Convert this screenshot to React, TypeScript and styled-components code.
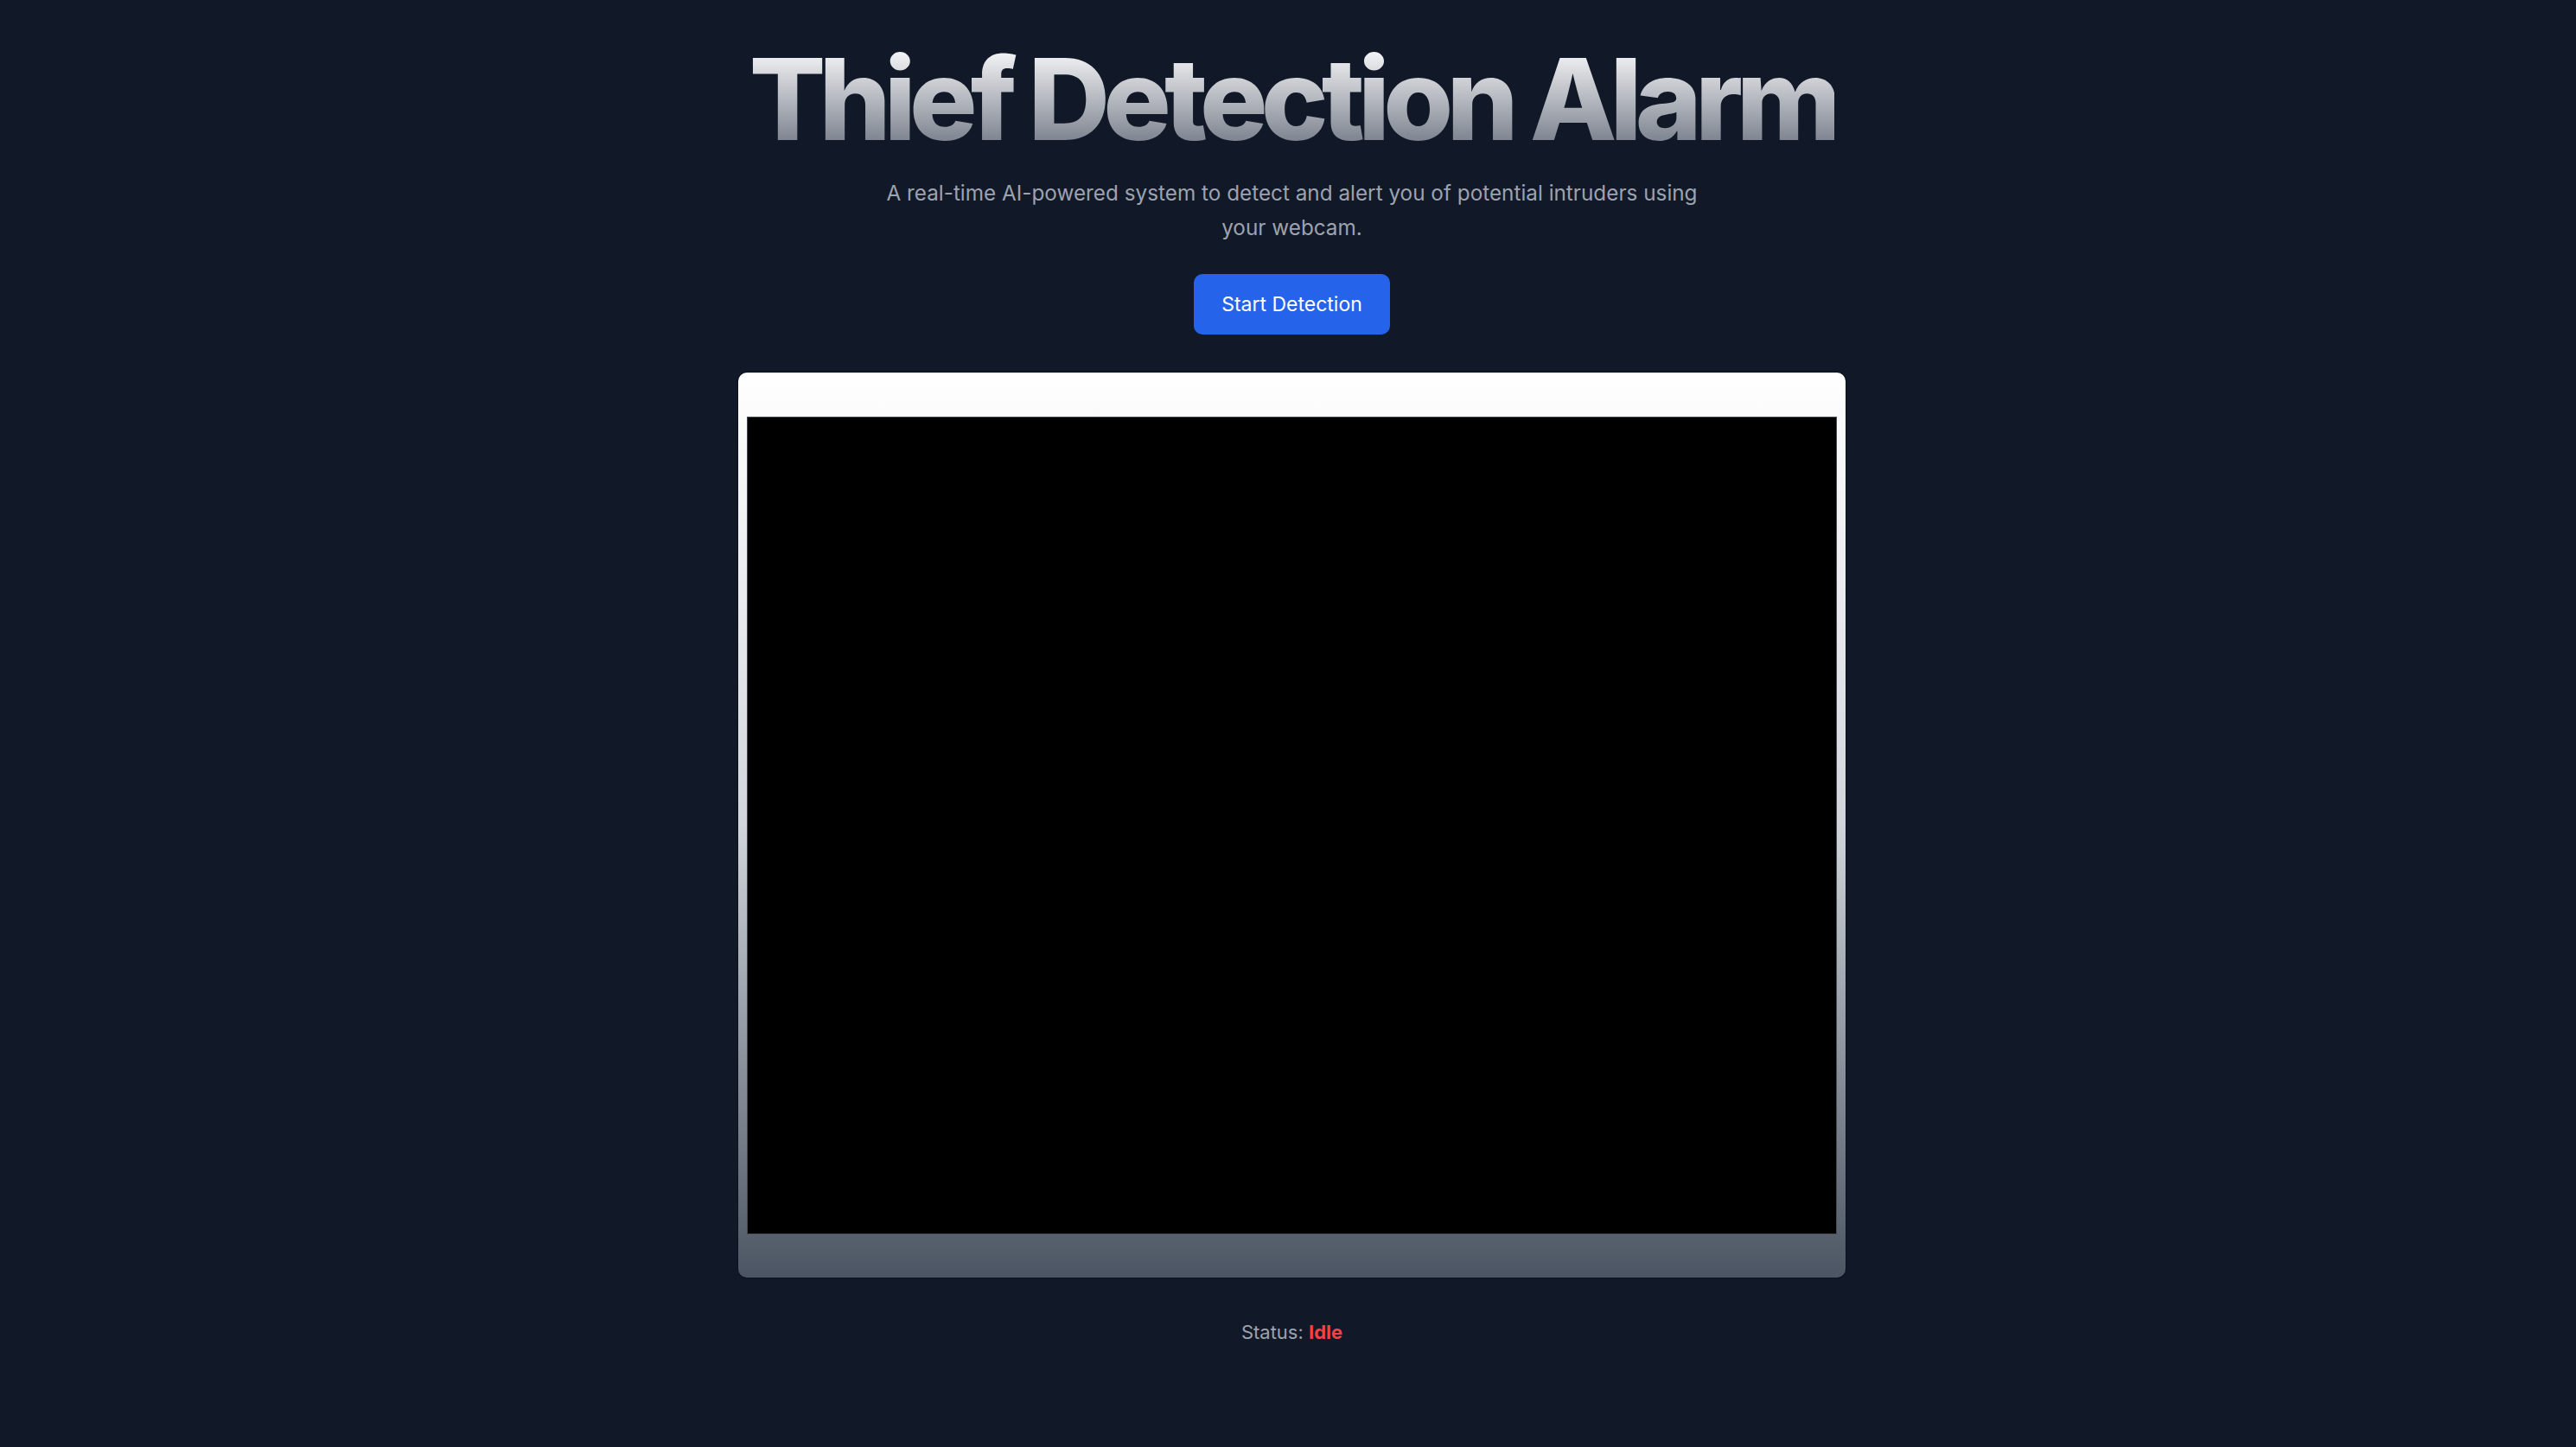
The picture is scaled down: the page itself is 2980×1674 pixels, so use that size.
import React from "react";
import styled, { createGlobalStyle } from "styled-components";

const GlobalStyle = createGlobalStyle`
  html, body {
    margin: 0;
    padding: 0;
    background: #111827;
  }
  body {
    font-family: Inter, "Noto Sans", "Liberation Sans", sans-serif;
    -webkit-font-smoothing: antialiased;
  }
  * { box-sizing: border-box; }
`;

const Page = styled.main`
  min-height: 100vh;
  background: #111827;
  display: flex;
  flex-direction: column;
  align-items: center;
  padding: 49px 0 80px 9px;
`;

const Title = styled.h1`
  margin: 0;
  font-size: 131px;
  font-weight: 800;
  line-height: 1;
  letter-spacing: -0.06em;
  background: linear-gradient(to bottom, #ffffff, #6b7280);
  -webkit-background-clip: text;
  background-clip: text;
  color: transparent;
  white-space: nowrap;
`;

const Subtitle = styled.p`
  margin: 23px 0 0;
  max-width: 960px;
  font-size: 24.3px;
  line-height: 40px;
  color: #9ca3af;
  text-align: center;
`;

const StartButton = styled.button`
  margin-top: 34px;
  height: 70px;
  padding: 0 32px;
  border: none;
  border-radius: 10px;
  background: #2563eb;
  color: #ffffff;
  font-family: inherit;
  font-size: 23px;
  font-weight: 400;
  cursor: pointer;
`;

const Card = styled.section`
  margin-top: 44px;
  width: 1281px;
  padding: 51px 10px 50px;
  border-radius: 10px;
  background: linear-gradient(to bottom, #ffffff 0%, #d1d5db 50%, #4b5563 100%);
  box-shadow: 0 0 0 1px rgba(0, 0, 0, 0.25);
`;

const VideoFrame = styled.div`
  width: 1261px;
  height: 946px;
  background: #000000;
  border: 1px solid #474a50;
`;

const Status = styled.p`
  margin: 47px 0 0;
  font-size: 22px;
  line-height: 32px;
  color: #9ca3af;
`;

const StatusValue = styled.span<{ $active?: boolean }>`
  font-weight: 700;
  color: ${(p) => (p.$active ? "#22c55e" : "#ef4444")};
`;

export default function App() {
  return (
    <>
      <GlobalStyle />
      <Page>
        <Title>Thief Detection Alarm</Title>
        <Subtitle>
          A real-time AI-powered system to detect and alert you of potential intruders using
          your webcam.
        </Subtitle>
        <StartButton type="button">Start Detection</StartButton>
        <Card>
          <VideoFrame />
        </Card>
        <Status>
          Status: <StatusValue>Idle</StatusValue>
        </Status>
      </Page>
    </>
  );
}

++++

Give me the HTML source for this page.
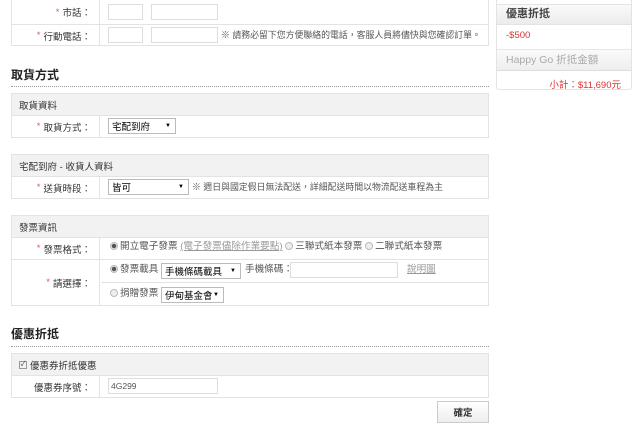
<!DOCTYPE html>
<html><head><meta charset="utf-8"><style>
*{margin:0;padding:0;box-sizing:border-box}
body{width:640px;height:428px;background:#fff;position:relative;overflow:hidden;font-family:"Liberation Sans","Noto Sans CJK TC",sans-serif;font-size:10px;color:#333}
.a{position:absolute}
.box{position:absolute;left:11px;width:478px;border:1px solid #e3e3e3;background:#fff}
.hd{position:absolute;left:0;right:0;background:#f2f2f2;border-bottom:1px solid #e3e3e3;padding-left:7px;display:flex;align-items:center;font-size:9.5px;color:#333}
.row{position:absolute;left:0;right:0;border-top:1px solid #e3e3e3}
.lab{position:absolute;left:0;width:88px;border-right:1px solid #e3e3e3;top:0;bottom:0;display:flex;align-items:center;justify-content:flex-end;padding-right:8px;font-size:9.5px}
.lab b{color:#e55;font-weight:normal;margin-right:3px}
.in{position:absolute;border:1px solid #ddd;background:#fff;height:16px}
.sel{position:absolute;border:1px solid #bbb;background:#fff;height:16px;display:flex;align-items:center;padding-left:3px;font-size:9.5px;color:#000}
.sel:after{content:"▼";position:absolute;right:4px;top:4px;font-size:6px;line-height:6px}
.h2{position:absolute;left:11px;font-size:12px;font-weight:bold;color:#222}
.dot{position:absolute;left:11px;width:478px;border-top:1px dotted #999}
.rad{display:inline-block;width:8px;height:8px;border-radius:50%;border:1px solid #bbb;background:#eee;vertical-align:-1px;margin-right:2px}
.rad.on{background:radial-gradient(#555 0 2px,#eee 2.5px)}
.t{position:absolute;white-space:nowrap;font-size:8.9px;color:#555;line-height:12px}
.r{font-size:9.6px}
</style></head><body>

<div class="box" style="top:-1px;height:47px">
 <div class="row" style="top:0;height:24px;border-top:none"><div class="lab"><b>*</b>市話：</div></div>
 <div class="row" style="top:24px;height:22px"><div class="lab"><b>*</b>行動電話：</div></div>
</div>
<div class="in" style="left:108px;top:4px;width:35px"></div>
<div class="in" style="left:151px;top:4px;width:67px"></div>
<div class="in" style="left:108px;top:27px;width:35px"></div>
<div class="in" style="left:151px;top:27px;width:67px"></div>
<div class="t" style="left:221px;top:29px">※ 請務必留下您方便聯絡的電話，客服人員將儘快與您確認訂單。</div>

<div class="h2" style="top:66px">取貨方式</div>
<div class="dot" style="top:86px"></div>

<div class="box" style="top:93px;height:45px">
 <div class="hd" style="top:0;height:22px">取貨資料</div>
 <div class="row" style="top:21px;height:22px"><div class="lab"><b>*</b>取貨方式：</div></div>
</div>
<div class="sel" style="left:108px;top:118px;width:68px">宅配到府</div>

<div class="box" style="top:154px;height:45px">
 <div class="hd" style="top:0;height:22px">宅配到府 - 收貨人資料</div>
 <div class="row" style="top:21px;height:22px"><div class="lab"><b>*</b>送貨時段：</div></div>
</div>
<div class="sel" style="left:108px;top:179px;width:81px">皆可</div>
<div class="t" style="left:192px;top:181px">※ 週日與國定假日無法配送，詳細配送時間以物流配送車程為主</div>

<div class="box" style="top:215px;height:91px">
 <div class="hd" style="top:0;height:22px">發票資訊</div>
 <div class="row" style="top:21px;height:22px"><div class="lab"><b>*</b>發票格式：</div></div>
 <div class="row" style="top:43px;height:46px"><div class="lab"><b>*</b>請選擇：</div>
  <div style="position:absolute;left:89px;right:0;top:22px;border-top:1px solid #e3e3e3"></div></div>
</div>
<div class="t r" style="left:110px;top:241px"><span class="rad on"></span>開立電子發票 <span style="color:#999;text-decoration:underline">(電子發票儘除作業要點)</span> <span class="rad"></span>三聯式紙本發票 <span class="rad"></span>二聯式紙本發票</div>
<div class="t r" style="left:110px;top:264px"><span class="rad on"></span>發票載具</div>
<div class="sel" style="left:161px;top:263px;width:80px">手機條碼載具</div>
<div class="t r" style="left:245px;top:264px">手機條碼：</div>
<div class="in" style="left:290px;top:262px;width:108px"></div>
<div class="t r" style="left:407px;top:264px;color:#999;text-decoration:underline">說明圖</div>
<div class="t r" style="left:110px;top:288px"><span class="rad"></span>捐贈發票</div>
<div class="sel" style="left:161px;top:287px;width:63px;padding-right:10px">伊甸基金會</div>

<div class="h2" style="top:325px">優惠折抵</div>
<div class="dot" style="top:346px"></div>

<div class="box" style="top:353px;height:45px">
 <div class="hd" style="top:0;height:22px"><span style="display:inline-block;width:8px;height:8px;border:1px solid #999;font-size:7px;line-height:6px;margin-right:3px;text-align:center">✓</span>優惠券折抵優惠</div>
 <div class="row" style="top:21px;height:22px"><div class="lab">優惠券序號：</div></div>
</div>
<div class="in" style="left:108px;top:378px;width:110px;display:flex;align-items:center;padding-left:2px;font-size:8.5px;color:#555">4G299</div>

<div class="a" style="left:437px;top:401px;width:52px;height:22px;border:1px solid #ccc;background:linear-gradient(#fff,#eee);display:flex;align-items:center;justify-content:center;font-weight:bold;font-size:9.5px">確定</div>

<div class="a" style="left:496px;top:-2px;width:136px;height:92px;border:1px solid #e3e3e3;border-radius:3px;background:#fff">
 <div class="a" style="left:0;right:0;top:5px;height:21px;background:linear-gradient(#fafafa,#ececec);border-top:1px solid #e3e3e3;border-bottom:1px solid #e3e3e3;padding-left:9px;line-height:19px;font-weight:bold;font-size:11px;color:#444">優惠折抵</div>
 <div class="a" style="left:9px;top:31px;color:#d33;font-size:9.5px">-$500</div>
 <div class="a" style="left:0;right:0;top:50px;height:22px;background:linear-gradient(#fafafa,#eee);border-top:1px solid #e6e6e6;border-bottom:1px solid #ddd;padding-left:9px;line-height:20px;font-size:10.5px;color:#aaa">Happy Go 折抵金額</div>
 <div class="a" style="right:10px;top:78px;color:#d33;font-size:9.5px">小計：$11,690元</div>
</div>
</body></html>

++++

**WHAT TO DO:** Copy out every line holding the string "components".

**COMPLETE OUTPUT:**
Convert this screenshot to React, TypeScript and styled-components code.
import styled, { createGlobalStyle } from "styled-components";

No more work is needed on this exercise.